## Problem to solve:
Work through the data line by line, gathering every line that has the word "this".

## Records to process:
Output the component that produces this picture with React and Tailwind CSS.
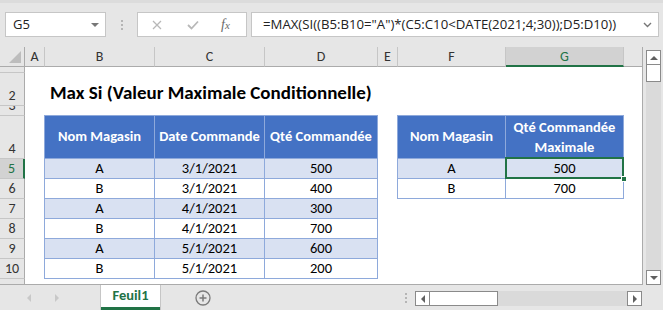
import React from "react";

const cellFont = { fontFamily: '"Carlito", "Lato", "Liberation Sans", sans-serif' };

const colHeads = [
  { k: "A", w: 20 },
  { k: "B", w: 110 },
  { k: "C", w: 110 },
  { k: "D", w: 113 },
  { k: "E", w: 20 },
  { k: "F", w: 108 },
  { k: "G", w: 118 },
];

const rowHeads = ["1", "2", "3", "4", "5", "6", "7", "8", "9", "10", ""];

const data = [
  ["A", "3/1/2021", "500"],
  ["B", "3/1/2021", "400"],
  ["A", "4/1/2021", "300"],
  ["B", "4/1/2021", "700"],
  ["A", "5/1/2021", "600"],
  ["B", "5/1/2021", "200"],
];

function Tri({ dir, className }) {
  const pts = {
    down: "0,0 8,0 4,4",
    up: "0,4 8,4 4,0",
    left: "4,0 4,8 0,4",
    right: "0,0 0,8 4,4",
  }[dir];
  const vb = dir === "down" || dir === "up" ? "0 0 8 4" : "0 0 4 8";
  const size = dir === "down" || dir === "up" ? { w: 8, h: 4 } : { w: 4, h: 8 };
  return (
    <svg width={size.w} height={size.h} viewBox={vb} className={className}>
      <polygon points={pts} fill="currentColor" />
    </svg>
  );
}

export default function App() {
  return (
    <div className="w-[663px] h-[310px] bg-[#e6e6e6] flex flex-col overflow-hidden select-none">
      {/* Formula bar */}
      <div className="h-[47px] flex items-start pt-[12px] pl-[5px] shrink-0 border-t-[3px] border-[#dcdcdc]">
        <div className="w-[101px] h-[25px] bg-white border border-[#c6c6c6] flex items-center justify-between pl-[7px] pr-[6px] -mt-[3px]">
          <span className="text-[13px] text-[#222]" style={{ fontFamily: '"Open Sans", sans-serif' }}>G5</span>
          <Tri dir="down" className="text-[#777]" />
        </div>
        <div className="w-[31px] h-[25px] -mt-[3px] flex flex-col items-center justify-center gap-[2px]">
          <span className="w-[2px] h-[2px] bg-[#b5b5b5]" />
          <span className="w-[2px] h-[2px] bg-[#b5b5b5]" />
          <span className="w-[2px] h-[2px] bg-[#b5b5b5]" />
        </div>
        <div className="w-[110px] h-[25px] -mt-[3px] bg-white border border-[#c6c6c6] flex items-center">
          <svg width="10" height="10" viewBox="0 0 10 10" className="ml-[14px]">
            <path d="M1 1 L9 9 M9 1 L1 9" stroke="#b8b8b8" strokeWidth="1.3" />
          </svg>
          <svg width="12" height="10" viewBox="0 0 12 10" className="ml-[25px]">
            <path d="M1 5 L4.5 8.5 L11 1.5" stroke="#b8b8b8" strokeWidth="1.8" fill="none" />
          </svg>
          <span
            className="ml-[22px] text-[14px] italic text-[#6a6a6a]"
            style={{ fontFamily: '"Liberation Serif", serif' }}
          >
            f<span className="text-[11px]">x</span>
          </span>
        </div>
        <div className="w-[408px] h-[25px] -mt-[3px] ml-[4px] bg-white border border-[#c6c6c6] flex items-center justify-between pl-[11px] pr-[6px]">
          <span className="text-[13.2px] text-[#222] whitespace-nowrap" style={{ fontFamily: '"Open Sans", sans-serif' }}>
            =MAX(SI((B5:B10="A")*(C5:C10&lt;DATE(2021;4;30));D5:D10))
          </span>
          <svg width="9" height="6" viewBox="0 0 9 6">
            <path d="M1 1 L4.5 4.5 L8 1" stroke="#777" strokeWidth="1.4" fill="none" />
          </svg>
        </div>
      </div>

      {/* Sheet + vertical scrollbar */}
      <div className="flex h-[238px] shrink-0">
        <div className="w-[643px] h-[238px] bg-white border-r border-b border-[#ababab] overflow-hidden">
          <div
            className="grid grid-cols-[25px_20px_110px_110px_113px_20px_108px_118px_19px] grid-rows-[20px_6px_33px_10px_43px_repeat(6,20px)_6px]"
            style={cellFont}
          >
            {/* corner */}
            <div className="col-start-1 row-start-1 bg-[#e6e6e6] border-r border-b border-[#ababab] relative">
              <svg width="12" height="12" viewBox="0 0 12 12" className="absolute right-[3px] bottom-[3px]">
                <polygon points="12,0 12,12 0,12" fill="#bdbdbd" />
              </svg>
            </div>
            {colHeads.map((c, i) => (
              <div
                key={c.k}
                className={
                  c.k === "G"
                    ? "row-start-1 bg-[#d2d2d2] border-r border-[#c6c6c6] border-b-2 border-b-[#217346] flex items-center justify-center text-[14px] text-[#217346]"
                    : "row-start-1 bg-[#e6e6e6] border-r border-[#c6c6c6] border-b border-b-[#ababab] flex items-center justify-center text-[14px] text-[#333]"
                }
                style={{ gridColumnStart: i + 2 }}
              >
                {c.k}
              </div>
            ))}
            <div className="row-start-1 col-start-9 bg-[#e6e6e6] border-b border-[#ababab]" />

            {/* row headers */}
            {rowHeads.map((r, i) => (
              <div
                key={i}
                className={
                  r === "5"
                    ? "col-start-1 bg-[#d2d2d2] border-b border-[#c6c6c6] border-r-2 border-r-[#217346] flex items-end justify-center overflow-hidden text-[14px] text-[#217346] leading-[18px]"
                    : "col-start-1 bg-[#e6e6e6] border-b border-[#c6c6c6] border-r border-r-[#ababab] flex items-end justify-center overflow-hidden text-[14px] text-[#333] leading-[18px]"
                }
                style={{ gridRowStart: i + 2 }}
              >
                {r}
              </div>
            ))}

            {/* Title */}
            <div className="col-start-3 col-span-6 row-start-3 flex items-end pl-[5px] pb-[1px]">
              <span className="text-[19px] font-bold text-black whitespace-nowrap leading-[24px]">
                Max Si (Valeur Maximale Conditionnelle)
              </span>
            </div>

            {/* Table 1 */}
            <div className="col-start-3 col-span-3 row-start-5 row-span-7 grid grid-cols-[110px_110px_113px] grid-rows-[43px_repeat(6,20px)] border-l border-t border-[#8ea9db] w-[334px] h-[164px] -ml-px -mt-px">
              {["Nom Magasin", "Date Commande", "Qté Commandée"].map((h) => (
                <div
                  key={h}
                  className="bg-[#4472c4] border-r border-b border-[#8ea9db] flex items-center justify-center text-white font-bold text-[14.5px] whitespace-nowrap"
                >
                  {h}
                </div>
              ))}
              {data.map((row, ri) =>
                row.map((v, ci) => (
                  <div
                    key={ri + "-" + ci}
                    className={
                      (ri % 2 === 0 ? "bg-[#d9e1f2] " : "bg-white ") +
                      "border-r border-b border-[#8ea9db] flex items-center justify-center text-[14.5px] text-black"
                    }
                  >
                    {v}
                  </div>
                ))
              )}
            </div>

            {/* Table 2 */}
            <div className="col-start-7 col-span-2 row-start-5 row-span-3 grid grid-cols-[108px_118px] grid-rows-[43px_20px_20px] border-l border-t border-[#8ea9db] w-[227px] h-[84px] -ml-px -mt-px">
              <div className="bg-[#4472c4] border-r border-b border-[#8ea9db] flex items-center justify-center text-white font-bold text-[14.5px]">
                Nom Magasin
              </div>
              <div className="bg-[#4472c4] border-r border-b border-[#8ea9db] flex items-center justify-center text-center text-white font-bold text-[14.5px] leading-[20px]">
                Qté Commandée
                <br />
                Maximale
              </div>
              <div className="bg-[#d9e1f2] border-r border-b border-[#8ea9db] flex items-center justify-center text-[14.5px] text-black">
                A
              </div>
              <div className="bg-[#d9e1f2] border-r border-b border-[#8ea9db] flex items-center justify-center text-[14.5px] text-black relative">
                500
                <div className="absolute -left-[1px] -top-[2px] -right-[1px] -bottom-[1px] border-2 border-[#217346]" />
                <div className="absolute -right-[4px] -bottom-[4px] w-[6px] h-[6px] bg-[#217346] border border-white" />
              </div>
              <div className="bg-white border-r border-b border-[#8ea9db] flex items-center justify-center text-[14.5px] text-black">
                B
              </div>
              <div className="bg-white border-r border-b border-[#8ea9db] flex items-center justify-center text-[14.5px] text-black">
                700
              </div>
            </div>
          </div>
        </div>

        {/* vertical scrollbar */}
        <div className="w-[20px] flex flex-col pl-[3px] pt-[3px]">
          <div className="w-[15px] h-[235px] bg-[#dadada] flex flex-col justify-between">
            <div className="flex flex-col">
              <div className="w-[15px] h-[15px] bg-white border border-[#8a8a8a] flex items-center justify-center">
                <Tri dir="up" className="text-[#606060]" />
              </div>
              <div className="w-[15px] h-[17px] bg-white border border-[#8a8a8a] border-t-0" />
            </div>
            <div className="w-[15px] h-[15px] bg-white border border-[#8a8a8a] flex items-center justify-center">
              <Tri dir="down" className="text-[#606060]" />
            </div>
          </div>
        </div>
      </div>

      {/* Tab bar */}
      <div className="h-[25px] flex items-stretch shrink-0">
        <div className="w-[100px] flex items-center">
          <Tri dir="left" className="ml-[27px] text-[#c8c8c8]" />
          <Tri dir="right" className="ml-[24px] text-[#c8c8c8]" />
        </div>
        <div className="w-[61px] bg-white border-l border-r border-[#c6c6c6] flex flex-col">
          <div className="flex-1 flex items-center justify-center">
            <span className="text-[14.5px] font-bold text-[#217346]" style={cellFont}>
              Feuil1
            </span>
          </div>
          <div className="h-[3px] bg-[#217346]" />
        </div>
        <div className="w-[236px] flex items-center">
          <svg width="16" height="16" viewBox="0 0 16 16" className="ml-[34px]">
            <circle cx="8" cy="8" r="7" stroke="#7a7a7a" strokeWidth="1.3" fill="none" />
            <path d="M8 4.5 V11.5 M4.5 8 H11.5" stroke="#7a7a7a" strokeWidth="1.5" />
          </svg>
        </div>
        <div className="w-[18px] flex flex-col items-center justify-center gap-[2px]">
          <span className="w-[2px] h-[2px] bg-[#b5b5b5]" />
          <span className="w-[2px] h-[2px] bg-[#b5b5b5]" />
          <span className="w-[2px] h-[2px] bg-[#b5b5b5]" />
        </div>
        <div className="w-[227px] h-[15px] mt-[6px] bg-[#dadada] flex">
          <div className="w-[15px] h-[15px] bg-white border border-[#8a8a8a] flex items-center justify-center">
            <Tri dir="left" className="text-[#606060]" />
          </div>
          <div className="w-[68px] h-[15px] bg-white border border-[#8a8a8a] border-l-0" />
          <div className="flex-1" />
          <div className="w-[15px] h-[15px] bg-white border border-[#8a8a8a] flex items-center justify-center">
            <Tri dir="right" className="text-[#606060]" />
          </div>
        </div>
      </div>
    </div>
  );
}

* * *

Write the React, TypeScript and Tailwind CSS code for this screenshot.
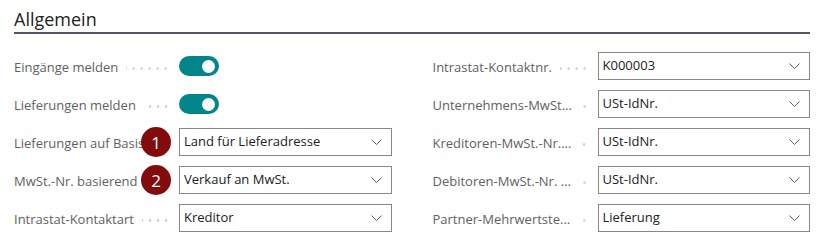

## Final result:
Output the component that produces this picture with React and Tailwind CSS.
Write the React, TypeScript and Tailwind CSS code for this screenshot.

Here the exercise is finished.